Board Vows to Research Further
Chairman Robbie McCraw said he was led to believe when he came on the board of supervisors that the county’s non-user fees were mandatory. He said the board is working to find out why and where the water contracts state the non-user fees are mandatory.
“I hope you all can understand we have to have proper documentation before we can do these things,” McCraw said.
Supervisor Rex Hill said of Carroll County’s 29,000 residents, only 79 pay the non-user water fees. He said he felt like the board needed to look into what would be required to vote on a change for the non-user fees. County Attorney Stephen Durbin said the county would have to advertise for a public hearing before it could repeal any ordinance.
“I agree there is some language that needs to be discussed, which is why I think we should have a public hearing to discuss this and bring in somebody from USDA that knows,” Hill said. “We are making $30,000 off those people. How much is that in our budget?”
Less than a percent, McCraw answered.
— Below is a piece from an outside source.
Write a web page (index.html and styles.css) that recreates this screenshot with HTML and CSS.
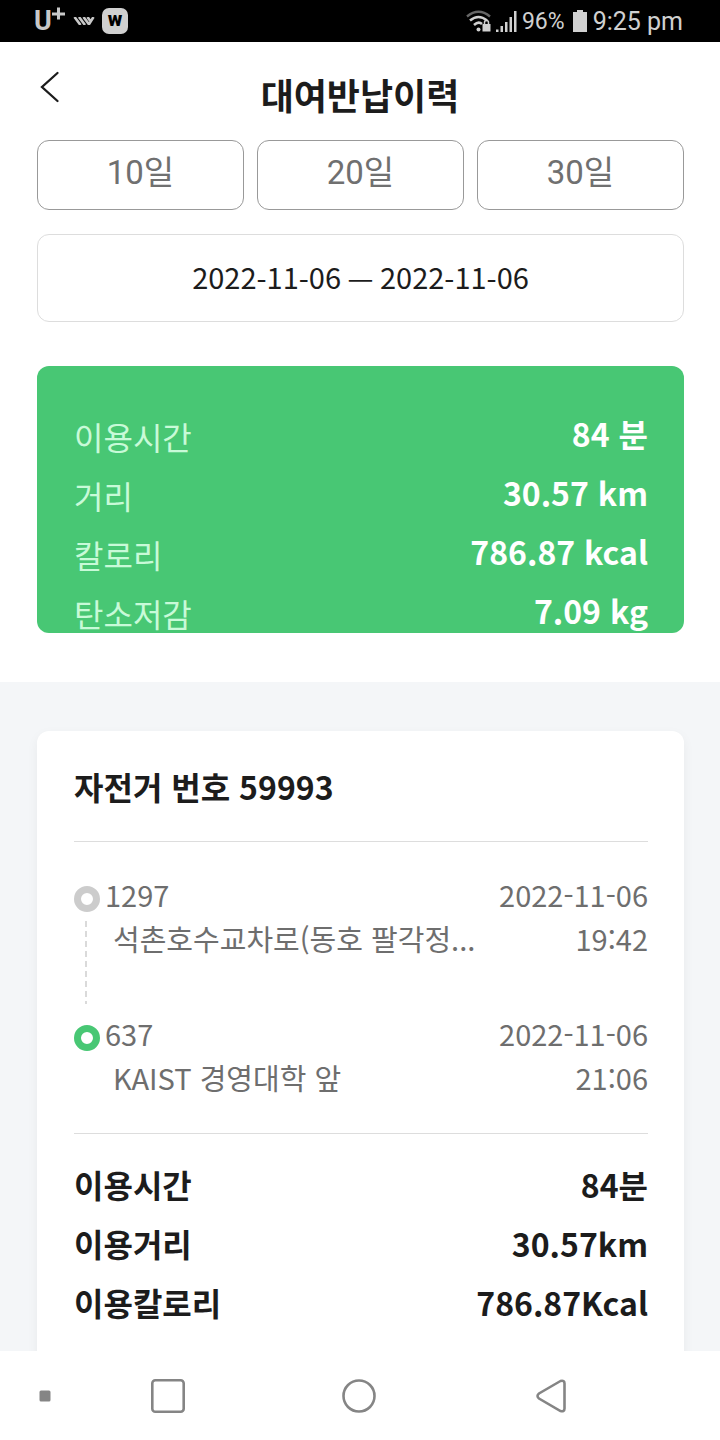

Truitt countered the problem is not about the money at all.
“What I would respectfully suggest is to check and see about the language that gave rise to the belief that we were required to have these fees as a requirement of continuing to have these loans,” Truitt said. “If an actual lawyer can get that right to our satisfaction, then we can decide different strategies to make it most fair. If a connection is still required, perhaps we can adjust the price of the connection. If it is not required, we can make a decision to repeal it.”
Durbin said he would be happy to look through past documents and provide an opinion on whether the non-user fees are required and if there are options for repealing the ordinance.
“I want citizens of Carroll County to know I am determined to get an answer from somewhere on this and you all are due that answer,” McCraw said. “You are due the proof because that is all we can do as a board is give you the due diligence…It is something we need to move forward. If you take (the 79 non-users) and divide by the current users, it adds 60 cents per month (to their bill).”